◆ MATERIAL ◆
"""

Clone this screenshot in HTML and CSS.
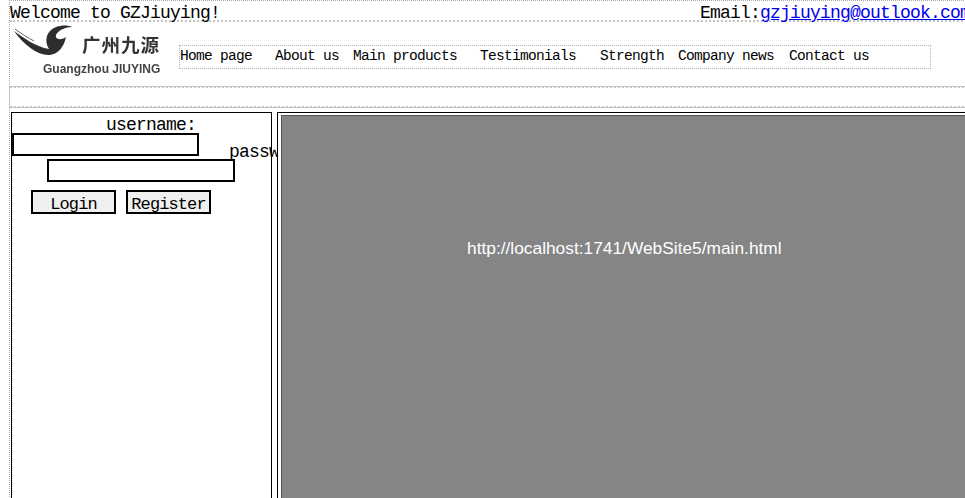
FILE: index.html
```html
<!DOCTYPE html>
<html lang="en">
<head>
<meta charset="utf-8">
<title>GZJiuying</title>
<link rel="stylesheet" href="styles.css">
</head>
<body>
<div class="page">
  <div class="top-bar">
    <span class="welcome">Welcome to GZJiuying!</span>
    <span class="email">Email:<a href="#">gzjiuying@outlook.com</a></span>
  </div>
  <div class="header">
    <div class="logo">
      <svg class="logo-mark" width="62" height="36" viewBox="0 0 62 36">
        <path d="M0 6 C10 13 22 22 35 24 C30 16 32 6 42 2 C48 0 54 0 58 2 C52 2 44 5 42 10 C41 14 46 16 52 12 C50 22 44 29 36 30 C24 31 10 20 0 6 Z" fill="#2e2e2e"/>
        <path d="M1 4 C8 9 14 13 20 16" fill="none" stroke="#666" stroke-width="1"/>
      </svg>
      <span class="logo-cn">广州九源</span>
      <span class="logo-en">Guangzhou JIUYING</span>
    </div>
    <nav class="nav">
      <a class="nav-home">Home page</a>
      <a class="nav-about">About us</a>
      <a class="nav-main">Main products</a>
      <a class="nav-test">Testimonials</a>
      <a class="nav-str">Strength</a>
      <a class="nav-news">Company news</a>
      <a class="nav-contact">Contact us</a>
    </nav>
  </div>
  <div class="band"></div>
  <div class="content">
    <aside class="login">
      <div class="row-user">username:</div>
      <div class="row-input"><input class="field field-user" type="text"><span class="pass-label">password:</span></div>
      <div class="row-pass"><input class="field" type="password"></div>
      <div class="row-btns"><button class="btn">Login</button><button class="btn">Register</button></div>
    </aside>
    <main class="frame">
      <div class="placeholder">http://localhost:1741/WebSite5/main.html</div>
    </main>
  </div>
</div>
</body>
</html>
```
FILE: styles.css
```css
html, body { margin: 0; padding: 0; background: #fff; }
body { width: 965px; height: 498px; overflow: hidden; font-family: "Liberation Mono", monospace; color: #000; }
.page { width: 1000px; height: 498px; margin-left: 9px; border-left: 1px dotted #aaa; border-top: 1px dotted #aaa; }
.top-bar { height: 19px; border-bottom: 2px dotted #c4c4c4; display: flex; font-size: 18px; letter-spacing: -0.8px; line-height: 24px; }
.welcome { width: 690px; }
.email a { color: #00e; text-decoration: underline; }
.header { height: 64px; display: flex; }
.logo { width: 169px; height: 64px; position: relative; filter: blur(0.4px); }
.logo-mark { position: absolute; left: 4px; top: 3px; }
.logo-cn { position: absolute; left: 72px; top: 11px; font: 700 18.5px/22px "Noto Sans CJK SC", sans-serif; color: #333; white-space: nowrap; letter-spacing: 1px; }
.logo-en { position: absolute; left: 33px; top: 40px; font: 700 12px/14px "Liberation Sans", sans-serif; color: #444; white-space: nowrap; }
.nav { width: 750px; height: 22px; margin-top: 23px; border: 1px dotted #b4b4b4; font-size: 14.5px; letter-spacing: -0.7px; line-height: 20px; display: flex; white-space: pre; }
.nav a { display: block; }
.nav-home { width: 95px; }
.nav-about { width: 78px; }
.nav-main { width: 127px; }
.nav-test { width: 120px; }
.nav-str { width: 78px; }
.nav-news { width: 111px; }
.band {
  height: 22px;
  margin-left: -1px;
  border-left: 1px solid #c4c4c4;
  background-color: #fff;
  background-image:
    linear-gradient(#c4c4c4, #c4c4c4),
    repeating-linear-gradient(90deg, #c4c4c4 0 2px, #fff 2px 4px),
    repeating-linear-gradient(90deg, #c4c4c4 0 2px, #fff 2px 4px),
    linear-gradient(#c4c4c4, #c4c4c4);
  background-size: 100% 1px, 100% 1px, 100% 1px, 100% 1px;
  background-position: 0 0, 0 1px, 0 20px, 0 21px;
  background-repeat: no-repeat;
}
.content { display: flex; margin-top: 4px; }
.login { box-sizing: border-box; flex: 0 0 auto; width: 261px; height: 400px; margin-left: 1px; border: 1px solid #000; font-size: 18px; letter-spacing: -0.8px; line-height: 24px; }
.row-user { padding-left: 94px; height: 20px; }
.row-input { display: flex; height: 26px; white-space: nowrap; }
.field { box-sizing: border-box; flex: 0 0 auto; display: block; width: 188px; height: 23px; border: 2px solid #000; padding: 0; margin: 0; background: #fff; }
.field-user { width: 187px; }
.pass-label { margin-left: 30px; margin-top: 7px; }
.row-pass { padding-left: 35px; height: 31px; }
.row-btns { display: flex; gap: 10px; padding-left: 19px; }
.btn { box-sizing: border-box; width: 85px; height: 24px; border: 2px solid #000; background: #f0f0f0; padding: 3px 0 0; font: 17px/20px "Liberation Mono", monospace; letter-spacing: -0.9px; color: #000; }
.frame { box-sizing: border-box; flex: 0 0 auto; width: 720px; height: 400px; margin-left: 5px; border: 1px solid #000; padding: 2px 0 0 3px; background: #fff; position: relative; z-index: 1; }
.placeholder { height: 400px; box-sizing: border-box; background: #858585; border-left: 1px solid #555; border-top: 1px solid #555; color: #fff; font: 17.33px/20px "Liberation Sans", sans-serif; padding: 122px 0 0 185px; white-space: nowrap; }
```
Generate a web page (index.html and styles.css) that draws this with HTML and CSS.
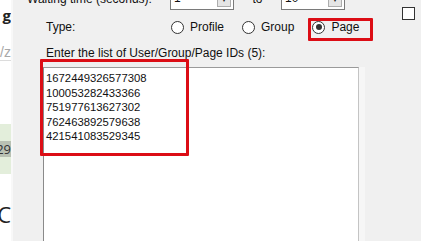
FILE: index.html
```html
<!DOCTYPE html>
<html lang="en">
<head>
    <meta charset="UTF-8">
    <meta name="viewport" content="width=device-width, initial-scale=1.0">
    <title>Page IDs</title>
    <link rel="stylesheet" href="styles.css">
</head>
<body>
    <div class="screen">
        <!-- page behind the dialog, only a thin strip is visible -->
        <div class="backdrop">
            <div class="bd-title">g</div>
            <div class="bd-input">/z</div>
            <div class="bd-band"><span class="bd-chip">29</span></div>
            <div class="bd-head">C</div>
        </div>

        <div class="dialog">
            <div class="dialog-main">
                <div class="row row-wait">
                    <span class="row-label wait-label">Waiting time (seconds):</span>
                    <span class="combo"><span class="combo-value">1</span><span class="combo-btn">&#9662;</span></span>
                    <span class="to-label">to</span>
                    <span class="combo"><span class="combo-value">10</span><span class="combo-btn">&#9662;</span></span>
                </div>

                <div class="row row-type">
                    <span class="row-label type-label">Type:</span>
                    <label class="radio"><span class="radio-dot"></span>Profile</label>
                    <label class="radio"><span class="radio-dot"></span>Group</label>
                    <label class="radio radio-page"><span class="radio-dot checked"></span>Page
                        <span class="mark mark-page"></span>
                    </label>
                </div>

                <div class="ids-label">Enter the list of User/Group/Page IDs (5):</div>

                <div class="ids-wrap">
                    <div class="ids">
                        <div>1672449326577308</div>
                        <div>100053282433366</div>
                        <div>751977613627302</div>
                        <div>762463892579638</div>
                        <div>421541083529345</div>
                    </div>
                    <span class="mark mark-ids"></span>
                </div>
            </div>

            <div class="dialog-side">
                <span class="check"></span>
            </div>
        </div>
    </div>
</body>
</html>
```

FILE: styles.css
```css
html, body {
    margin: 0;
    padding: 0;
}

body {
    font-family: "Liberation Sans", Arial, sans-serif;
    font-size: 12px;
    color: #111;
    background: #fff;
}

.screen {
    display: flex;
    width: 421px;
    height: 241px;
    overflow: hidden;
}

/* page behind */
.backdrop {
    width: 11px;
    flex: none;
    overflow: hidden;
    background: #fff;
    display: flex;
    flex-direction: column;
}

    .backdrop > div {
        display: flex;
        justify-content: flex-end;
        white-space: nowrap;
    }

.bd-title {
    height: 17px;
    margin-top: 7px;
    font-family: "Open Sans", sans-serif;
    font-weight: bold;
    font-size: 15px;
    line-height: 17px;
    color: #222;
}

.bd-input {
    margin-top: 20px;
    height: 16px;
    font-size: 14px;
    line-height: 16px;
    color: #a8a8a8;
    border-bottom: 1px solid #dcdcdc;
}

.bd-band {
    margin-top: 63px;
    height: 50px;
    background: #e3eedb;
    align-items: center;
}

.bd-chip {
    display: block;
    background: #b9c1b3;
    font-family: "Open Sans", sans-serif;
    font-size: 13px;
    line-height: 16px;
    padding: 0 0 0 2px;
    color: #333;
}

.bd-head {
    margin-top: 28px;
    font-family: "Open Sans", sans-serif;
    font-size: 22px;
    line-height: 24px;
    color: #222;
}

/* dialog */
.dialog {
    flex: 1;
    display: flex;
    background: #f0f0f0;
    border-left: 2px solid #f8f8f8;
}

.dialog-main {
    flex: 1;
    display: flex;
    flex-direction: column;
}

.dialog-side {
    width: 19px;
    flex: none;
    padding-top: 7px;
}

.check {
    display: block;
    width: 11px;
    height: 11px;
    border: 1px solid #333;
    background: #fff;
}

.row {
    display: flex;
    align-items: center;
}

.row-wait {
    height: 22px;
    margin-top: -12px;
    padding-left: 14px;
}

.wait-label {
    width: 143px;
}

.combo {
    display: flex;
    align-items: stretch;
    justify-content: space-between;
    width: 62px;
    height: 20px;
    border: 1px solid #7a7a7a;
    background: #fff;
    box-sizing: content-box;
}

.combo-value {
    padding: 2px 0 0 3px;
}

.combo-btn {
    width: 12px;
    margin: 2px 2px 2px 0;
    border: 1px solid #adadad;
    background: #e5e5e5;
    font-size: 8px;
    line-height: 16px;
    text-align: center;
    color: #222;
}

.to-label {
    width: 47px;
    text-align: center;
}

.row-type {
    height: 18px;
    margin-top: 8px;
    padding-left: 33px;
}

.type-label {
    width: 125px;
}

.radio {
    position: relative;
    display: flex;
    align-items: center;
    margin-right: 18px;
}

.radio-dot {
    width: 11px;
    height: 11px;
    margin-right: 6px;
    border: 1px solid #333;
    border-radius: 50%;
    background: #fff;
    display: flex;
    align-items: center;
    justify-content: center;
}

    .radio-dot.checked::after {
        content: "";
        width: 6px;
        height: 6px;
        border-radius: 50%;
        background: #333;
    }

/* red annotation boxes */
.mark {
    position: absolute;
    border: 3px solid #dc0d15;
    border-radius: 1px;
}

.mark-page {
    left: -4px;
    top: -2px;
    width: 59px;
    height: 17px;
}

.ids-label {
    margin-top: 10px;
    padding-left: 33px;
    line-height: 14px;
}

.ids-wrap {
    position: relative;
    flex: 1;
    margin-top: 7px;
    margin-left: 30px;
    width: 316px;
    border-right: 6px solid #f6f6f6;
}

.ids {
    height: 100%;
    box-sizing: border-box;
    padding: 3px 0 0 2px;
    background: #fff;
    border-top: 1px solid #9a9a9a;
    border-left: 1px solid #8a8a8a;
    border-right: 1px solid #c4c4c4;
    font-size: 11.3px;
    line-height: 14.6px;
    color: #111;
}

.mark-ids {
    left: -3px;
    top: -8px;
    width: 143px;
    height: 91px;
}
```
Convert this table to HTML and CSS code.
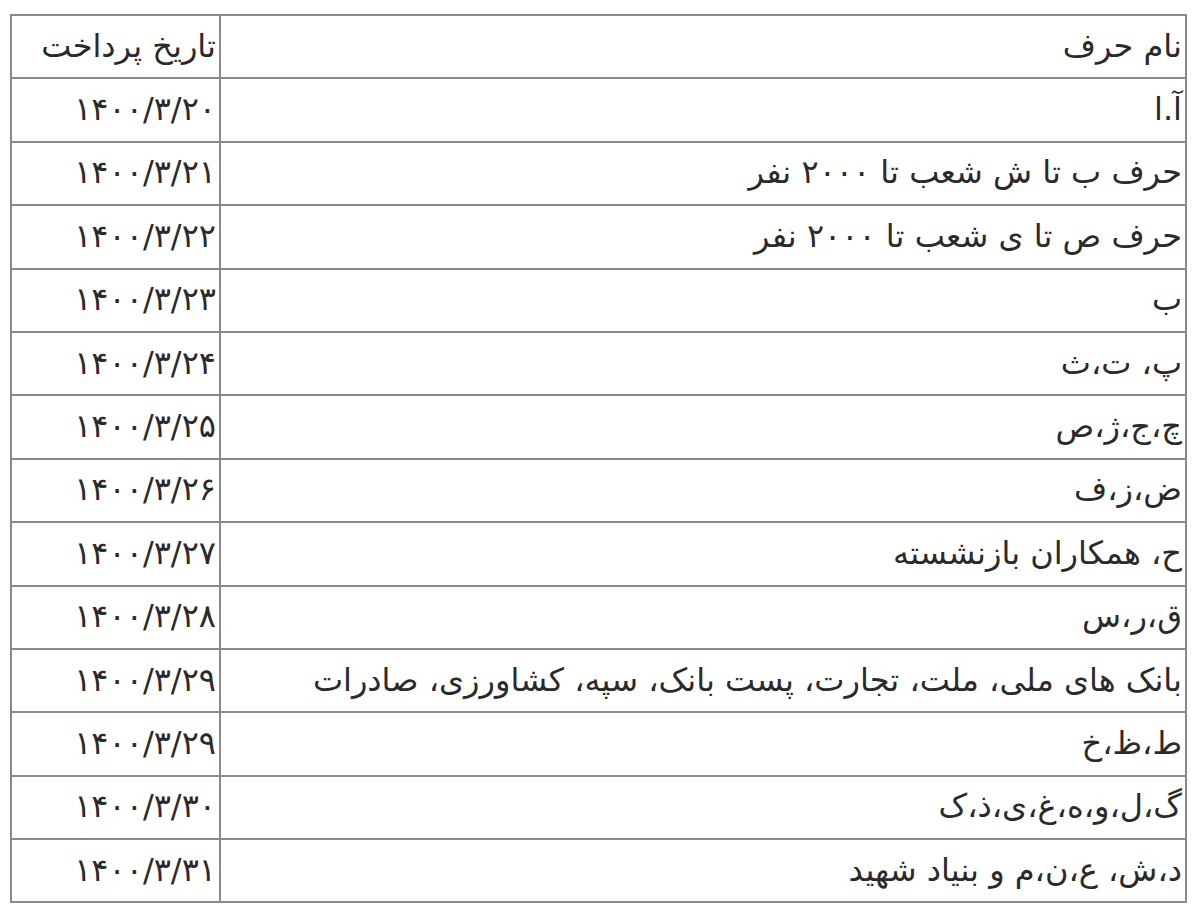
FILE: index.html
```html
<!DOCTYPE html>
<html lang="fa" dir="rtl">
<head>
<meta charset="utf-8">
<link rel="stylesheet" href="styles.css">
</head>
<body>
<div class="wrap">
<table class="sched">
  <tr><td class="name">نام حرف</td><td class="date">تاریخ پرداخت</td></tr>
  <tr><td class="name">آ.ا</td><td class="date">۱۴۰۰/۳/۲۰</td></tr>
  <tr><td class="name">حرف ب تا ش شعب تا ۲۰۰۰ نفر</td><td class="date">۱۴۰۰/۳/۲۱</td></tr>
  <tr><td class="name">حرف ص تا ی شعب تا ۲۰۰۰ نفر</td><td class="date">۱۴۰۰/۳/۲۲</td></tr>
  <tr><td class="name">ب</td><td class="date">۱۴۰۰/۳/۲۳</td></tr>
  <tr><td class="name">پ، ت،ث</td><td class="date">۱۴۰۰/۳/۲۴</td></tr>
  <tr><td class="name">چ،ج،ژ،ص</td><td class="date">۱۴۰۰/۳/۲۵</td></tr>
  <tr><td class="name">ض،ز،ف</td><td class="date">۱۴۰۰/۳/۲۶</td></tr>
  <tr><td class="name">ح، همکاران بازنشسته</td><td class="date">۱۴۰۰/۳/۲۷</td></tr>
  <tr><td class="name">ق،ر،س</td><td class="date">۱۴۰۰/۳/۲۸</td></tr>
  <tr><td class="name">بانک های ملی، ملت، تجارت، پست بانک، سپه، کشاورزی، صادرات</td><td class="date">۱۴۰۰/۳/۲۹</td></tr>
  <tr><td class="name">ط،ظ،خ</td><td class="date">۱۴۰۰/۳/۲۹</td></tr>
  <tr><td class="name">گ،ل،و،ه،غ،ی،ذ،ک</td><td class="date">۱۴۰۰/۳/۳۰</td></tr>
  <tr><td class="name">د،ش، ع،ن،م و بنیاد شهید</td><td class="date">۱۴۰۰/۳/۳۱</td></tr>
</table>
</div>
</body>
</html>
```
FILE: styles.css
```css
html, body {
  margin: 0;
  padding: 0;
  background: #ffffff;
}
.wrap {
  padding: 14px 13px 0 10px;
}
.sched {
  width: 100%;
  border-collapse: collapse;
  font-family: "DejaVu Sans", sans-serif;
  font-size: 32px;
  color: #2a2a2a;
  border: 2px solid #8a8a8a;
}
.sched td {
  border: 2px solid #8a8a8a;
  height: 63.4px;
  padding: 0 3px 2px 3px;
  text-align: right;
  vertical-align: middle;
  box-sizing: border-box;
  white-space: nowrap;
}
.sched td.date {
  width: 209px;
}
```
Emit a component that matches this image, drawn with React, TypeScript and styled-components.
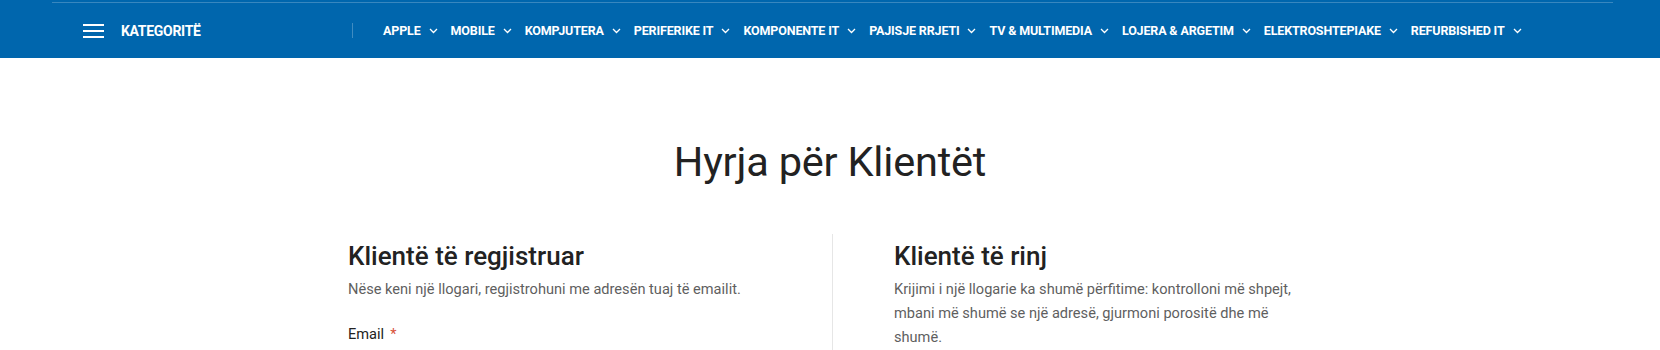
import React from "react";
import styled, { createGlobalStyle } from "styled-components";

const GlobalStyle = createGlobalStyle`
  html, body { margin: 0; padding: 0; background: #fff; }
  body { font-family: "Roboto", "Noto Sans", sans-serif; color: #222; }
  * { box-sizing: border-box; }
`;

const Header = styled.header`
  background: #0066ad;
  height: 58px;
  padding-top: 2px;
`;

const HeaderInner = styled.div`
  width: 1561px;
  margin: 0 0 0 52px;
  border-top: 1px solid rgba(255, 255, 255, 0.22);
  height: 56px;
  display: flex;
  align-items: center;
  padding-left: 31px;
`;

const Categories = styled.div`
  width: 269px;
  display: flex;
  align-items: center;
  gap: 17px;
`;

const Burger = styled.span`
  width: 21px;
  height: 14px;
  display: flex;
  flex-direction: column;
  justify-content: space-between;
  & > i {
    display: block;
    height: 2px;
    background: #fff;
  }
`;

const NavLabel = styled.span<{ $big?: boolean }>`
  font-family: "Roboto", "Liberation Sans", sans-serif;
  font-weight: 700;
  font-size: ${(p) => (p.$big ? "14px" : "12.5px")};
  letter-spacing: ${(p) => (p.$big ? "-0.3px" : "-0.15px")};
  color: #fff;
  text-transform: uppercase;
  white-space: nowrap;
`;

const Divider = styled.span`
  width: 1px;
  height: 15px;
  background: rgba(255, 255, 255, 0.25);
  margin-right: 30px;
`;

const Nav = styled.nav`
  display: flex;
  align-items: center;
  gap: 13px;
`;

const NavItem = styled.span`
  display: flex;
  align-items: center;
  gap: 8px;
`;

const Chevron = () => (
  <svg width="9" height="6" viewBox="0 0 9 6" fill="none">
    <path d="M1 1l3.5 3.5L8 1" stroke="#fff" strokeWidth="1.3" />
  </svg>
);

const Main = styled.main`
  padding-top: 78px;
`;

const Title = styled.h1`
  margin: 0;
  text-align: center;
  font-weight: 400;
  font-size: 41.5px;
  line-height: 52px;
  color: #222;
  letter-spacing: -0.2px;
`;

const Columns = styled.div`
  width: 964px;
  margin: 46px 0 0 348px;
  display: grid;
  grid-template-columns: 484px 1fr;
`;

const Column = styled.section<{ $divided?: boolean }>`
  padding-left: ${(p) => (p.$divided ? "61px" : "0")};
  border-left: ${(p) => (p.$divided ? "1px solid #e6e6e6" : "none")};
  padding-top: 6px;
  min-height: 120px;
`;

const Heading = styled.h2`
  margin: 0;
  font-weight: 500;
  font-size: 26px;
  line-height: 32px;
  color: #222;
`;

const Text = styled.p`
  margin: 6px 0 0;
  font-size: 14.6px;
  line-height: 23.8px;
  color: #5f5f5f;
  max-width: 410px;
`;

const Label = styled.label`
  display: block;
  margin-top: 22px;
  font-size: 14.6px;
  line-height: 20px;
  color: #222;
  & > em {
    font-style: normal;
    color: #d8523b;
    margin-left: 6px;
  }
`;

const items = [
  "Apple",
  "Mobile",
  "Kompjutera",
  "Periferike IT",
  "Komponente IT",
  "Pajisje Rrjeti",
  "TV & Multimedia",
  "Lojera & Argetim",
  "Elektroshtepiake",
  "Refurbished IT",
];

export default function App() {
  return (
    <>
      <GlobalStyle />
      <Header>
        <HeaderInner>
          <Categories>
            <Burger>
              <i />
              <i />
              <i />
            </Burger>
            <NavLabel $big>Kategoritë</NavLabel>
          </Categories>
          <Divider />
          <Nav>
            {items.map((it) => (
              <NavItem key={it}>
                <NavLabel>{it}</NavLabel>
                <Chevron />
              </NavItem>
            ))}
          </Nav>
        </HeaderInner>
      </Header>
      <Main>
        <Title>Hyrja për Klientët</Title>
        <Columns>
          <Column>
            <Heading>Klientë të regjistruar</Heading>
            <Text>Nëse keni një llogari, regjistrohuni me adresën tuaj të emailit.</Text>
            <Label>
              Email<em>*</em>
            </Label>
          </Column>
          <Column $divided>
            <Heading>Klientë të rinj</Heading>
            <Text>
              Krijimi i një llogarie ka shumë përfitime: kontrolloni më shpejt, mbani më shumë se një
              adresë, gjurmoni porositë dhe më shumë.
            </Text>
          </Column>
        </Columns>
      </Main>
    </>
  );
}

"""

◆ GIVEN TASK ◆
From the data above, copy each line where the string "React" appears.

◆ SOLUTION FOR THIS TASK ◆
Emit a component that matches this image, drawn with React, TypeScript and styled-components.
import React from "react";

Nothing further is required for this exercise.